Turnover lifted slightly, from $1.45billion to $1.49billion, while reported profit was down from $6.21million to $4.62million.
There will be no pool distribution to farmer shareholders this year.
Last year, shareholders received a $7million pool payment distribution for the first time in three years, after a better financial result.
In a statement, chairman Murray Taggart said this year's result underlined a difficult year for both the co-operative and its shareholders.
Some parts of the country had experienced drought and others flooding.
There was a considerable slowdown in key sheepmeat markets, such as China and the United Kingdom, and the volatility of that market had a pronounced effect on the company's profit, Mr Taggart said.

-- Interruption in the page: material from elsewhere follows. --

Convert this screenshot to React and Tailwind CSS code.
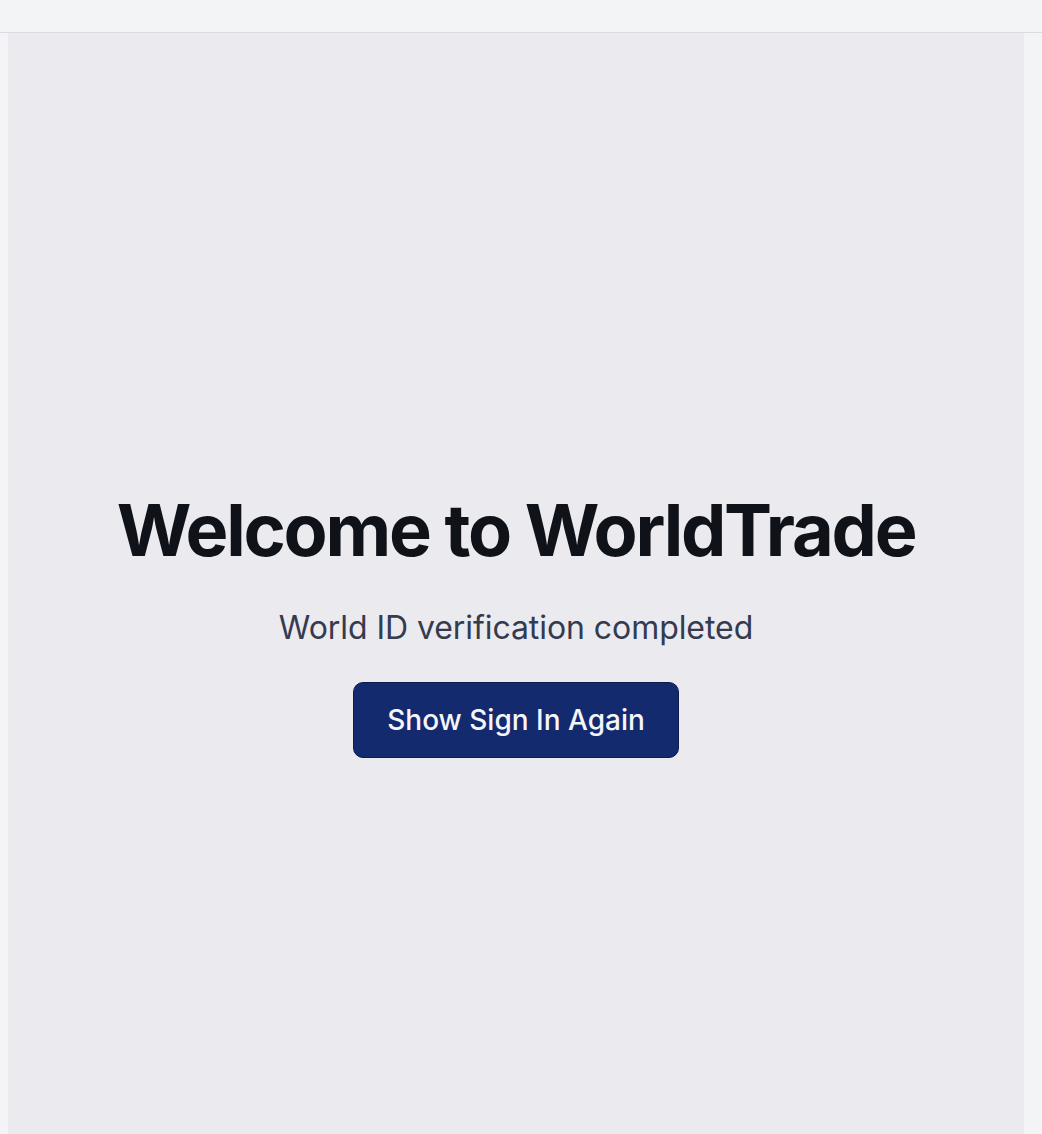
import React from "react";

const App = () => {
  return (
    <div className="min-h-screen w-full bg-[#f3f4f6] flex flex-col" style={{ fontFamily: "Inter, 'Noto Sans', sans-serif" }}>
      <header className="h-[33px] border-b border-[#dcdbe1] bg-[#f3f4f6]" />
      <div className="flex-1 flex pl-2 pr-[18px]">
        <main className="flex-1 h-[1101px] bg-[#ebeaef] flex flex-col items-center justify-center pt-[84px]">
          <h1 className="text-[72px] font-bold tracking-[-0.031em] text-[#0f1219] leading-none">
            Welcome to WorldTrade
          </h1>
          <p className="mt-[46px] text-[32px] tracking-[-0.002em] text-[#343b4f] leading-none">
            World ID verification completed
          </p>
          <button className="mt-[38px] h-[76px] px-[33px] rounded-[10px] bg-[#142a6f] border border-[#0c1c4d] text-[#f5f5fa] text-[28px] font-medium">
            Show Sign In Again
          </button>
        </main>
      </div>
    </div>
  );
};

export default App;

''With a high proportion of our business in sheepmeat, we have taken a bigger hit this year. However, our beef business has had a strong year on the back of globally higher beef prices,'' he said.
Despite weakening overseas markets, Alliance Group decided to keep taking lamb and sheep from shareholders, reducing their exposure to the volatile markets and limiting the impact of continuing dry conditions.
That decision led to a build-up of stock levels and a corresponding impact on cash flow.
Stocks were now back within normal trading levels, he said.
Chief executive David Surveyor said the company's sheepmeat market in China declined by between 20% and 25% due to the economic slowdown, high in-market inventory, and strong domestic kill.
The UK also experienced poor trading conditions.
Domestic supply increased, due to a high kill and a weaker euro currency making exports from the UK unattractive.
Venison was challenged by foreign exchange rates and eastern European volumes in core markets.
Demand for manufacturing beef, particularly from the US and China, was strong, but not enough to make up for the decline in sheepmeat prices.
Work has started on implementing a new business strategy to deliver improved returns to shareholders over the next three years.
Already, the company was starting to see the initial benefits of the strategy emerge through activities such as extending shelf-life and cost-saving and it was ''pushing hard'' to deliver value to its farmers, Mr Surveyor said.
Earlier this week, rival Silver Fern Farms announced an operating profit of $86.9million for the year ended September, up 28% on last year's result.
Alliance Group's annual meeting is at Oamaru's Opera House on December 17.